● Task instructions
Say how many lines contain "styles"; the answer is the number alone.

● Task input
:::

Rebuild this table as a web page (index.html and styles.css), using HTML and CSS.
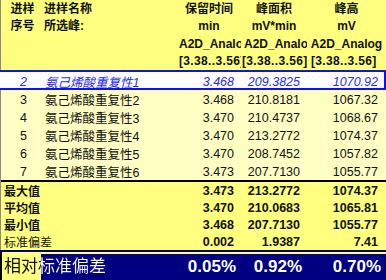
FILE: index.html
```html
<!DOCTYPE html>
<html lang="zh">
<head>
<meta charset="utf-8">
<link rel="stylesheet" href="styles.css">
</head>
<body>
<div class="sheet">
  <div class="head">
    <div class="hrow">
      <div class="c1">进样</div>
      <div class="c2">进样名称</div>
      <div class="c3 ctr">保留时间</div>
      <div class="c4 ctr">峰面积</div>
      <div class="c5 ctr">峰高</div>
    </div>
    <div class="hrow">
      <div class="c1">序号</div>
      <div class="c2">所选峰:</div>
      <div class="c3 ctr">min</div>
      <div class="c4 ctr">mV*min</div>
      <div class="c5 ctr">mV</div>
    </div>
    <div class="hrow">
      <div class="c1"></div>
      <div class="c2"></div>
      <div class="c3 clip p2">A2D_Analog</div>
      <div class="c4 clip p3">A2D_Analog</div>
      <div class="c5 ctr">A2D_Analog</div>
    </div>
    <div class="hrow br">
      <div class="c1"></div>
      <div class="c2"></div>
      <div class="c3 clip p2">[3.38..3.56]</div>
      <div class="c4 clip p1">[3.38..3.56]</div>
      <div class="c5 clip p4">[3.38..3.56]</div>
    </div>
  </div>

  <div class="row sel">
    <div class="c1 num">2</div>
    <div class="c2 name">氨己烯酸重复性1</div>
    <div class="c3 val">3.468</div>
    <div class="c4 val">209.3825</div>
    <div class="c5 val">1070.92</div>
  </div>
  <div class="row">
    <div class="c1 num">3</div>
    <div class="c2 name">氨己烯酸重复性2</div>
    <div class="c3 val">3.468</div>
    <div class="c4 val">210.8181</div>
    <div class="c5 val">1067.32</div>
  </div>
  <div class="row">
    <div class="c1 num">4</div>
    <div class="c2 name">氨己烯酸重复性3</div>
    <div class="c3 val">3.470</div>
    <div class="c4 val">210.4737</div>
    <div class="c5 val">1068.67</div>
  </div>
  <div class="row">
    <div class="c1 num">5</div>
    <div class="c2 name">氨己烯酸重复性4</div>
    <div class="c3 val">3.470</div>
    <div class="c4 val">213.2772</div>
    <div class="c5 val">1074.37</div>
  </div>
  <div class="row">
    <div class="c1 num">6</div>
    <div class="c2 name">氨己烯酸重复性5</div>
    <div class="c3 val">3.470</div>
    <div class="c4 val">208.7452</div>
    <div class="c5 val">1057.82</div>
  </div>
  <div class="row">
    <div class="c1 num">7</div>
    <div class="c2 name">氨己烯酸重复性6</div>
    <div class="c3 val">3.473</div>
    <div class="c4 val">207.7130</div>
    <div class="c5 val">1055.77</div>
  </div>

  <div class="stats">
    <div class="srow">
      <div class="lab">最大值</div>
      <div class="c3 val">3.473</div>
      <div class="c4 val">213.2772</div>
      <div class="c5 val">1074.37</div>
    </div>
    <div class="srow">
      <div class="lab">平均值</div>
      <div class="c3 val">3.470</div>
      <div class="c4 val">210.0683</div>
      <div class="c5 val">1065.81</div>
    </div>
    <div class="srow">
      <div class="lab">最小值</div>
      <div class="c3 val">3.468</div>
      <div class="c4 val">207.7130</div>
      <div class="c5 val">1055.77</div>
    </div>
    <div class="srow">
      <div class="lab thin">标准偏差</div>
      <div class="c3 val">0.002</div>
      <div class="c4 val">1.9387</div>
      <div class="c5 val">7.41</div>
    </div>
  </div>

  <div class="total">
    <div class="tin">
      <div class="tlab"><span class="ttext">相对标准偏差</span></div>
      <div class="c3 pct">0.05%</div>
      <div class="c4 pct">0.92%</div>
      <div class="c5 pct p5">0.70%</div>
    </div>
  </div>
</div>
</body>
</html>
```

FILE: styles.css
```css
html, body {
  margin: 0;
  padding: 0;
  background: #ffffff;
}
body {
  width: 386px;
  height: 280px;
  overflow: hidden;
  font-family: "Liberation Sans", "Noto Sans CJK SC", sans-serif;
  font-size: 12px;
  color: #111;
}
.sheet {
  width: 386px;
  border-left: 1px solid #8a8a8a;
  box-sizing: border-box;
}
.head {
  background: #ffff80;
  font-weight: bold;
  padding-top: 1px;
}
.hrow, .row, .srow, .tin {
  display: grid;
  grid-template-columns: 41px 135px 64px 66px 79px;
  align-items: center;
}
.hrow {
  height: 17.25px;
  line-height: 17px;
  white-space: nowrap;
}
.c1 { grid-column: 1; text-align: center; padding-left: 2px; }
.c2 { grid-column: 2; padding-left: 2px; }
.c3 { grid-column: 3; }
.c4 { grid-column: 4; }
.c5 { grid-column: 5; }
.ctr { text-align: center; }
.clip { overflow: hidden; white-space: nowrap; }
.p1 { padding-left: 1px; }
.p2 { padding-left: 2px; }
.p3 { padding-left: 3px; }
.p4 { padding-left: 4px; }
.br { letter-spacing: 0.35px; }

.row {
  height: 18px;
  background: #ffffc4;
  font-size: 12.5px;
}
.row.sel {
  height: 16px;
  background: #ffffff;
  border-top: 2px solid #1010f0;
  border-bottom: 2px solid #1010f0;
  border-right: 2px solid #1010f0;
  margin-left: -1px;
  padding-left: 1px;
  color: #2a2af0;
  font-style: italic;
  grid-template-columns: 41px 135px 64px 66px 77px;
}
.num { text-align: right; padding-right: 15px; }
.name { padding-left: 3px; white-space: nowrap; }
.val { text-align: right; padding-right: 7px; }
.row .c5.val { padding-right: 8px; }
.row.sel .c5.val { padding-right: 6px; }

.stats {
  background: #ffff80;
  border-top: 2px solid #000;
  font-weight: bold;
  font-size: 12.5px;
}
.srow {
  height: 17px;
}
.lab {
  grid-column: 1 / span 2;
  padding-left: 3px;
  font-size: 12px;
}
.lab.thin { font-weight: normal; }
.srow .c5.val { padding-right: 8px; }

.total {
  background: #ffff80;
  border-top: 2px solid #000080;
  padding-top: 2px;
  margin-left: -1px;
  border-left: 2px solid #000;
}
.tin {
  height: 26px;
  background: linear-gradient(90deg, transparent 39px, #000080 39px);
  grid-template-columns: 39px 135px 64px 66px 80px;
}
.tlab {
  grid-column: 1 / span 2;
  padding-left: 2px;
  white-space: nowrap;
  font-size: 17px;
  line-height: 24px;
}
.ttext {
  background: linear-gradient(90deg, #111 37px, #ffffff 37px);
  -webkit-background-clip: text;
  background-clip: text;
  color: transparent;
}
.pct {
  color: #ffffff;
  font-weight: bold;
  font-size: 17px;
  text-align: right;
  padding-right: 4px;
}
.p5 { padding-right: 5px; }
```
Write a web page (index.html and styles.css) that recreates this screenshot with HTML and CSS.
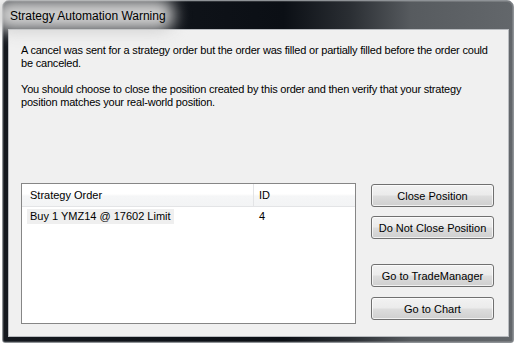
FILE: index.html
```html
<!DOCTYPE html>
<html lang="en">
<head>
    <meta charset="UTF-8">
    <title>Strategy Automation Warning</title>
    <link rel="stylesheet" href="styles.css">
</head>
<body>
    <div class="window">
        <div class="titlebar">
            <span class="title">Strategy Automation Warning</span>
        </div>
        <div class="client">
            <p>A cancel was sent for a strategy order but the order was filled or partially filled before the order could be canceled.</p>
            <p>You should choose to close the position created by this order and then verify that your strategy position matches your real-world position.</p>

            <div class="content">
                <div class="list">
                    <div class="list-head">
                        <span class="col-order">Strategy Order</span>
                        <span class="col-id">ID</span>
                    </div>
                    <div class="list-row">
                        <span class="col-order"><span class="selected">Buy 1 YMZ14 @ 17602 Limit</span></span>
                        <span class="col-id">4</span>
                    </div>
                </div>

                <div class="actions">
                    <div class="group">
                        <button>Close Position</button>
                        <button>Do Not Close Position</button>
                    </div>
                    <div class="group">
                        <button>Go to TradeManager</button>
                        <button class="last">Go to Chart</button>
                    </div>
                </div>
            </div>
        </div>
    </div>
</body>
</html>
```

FILE: styles.css
```css
body {
    margin: 0;
    background-color: #ffffff;
    font-family: 'Liberation Sans', Arial, sans-serif;
    font-size: 11px;
    color: #000;
}
.window {
    margin-left: 2px;
    width: 501px;
    padding: 0 4px 5px 5px;
    border: 1px solid #8e9296;
    border-radius: 7px 7px 3px 3px;
    background: linear-gradient(90deg, #15191f 0%, #0b0f15 55%, #2a2e33 68%, #575b5f 80%, #63676b 100%);
    box-shadow: inset 0 0 0 1px rgba(255, 255, 255, 0.15);
}
.titlebar {
    height: 28px;
    display: flex;
    align-items: center;
    position: relative;
    isolation: isolate;
}
.title {
    position: relative;
    font-family: 'Liberation Sans', Arial, sans-serif;
    font-size: 12px;
    color: #000;
    margin-left: 2px;
    margin-top: 2px;
}
.title::before {
    content: '';
    position: absolute;
    top: -10px;
    bottom: -8px;
    left: -16px;
    right: -8px;
    background: #d0d0d0;
    border-radius: 14px;
    filter: blur(8px);
    z-index: -1;
}
.client {
    height: 282px;
    padding: 14px 12px 10px 12px;
    background-color: #f0f0f0;
    border: 1px solid #b9bcc0;
}
.client p {
    margin: 0 0 13px 0;
    line-height: 13px;
    width: 472px;
    letter-spacing: -0.2px;
}
.content {
    display: flex;
    margin-top: 74px;
}
.list {
    width: 333px;
    height: 139px;
    border: 1px solid #868686;
    background-color: #fff;
}
.list-head {
    display: flex;
    height: 22px;
    align-items: center;
    background: linear-gradient(#ffffff 0%, #ffffff 45%, #f5f6f7 55%, #f3f4f5 100%);
    border-bottom: 1px solid #e3e4e6;
}
.list-head .col-order {
    width: 232px;
    height: 22px;
    line-height: 22px;
    border-right: 1px solid #e3e4e6;
}
.col-order {
    padding-left: 8px;
    box-sizing: border-box;
}
.col-id {
    padding-left: 5px;
}
.list-row {
    display: flex;
    height: 16px;
    align-items: center;
    margin-top: 1px;
}
.list-row .col-order {
    width: 232px;
    padding-left: 5px;
}
.selected {
    display: inline-block;
    background-color: #efefef;
    padding: 1px 3px 2px 3px;
}
.actions {
    margin-left: 15px;
    margin-top: 1px;
    display: flex;
    flex-direction: column;
}
.group {
    display: flex;
    flex-direction: column;
}
.group + .group {
    margin-top: 16px;
}
button {
    width: 123px;
    height: 23px;
    margin-bottom: 9px;
    font-family: 'Liberation Sans', Arial, sans-serif;
    font-size: 11px;
    color: #000;
    border: 1px solid #707070;
    border-radius: 3px;
    background: linear-gradient(#f2f2f2 0%, #ebebeb 48%, #dddddd 52%, #cfcfcf 100%);
    box-shadow: inset 0 0 0 1px rgba(255, 255, 255, 0.7);
    padding: 0;
}
button.last {
    margin-top: 1px;
}
```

:::

● Problem solution
6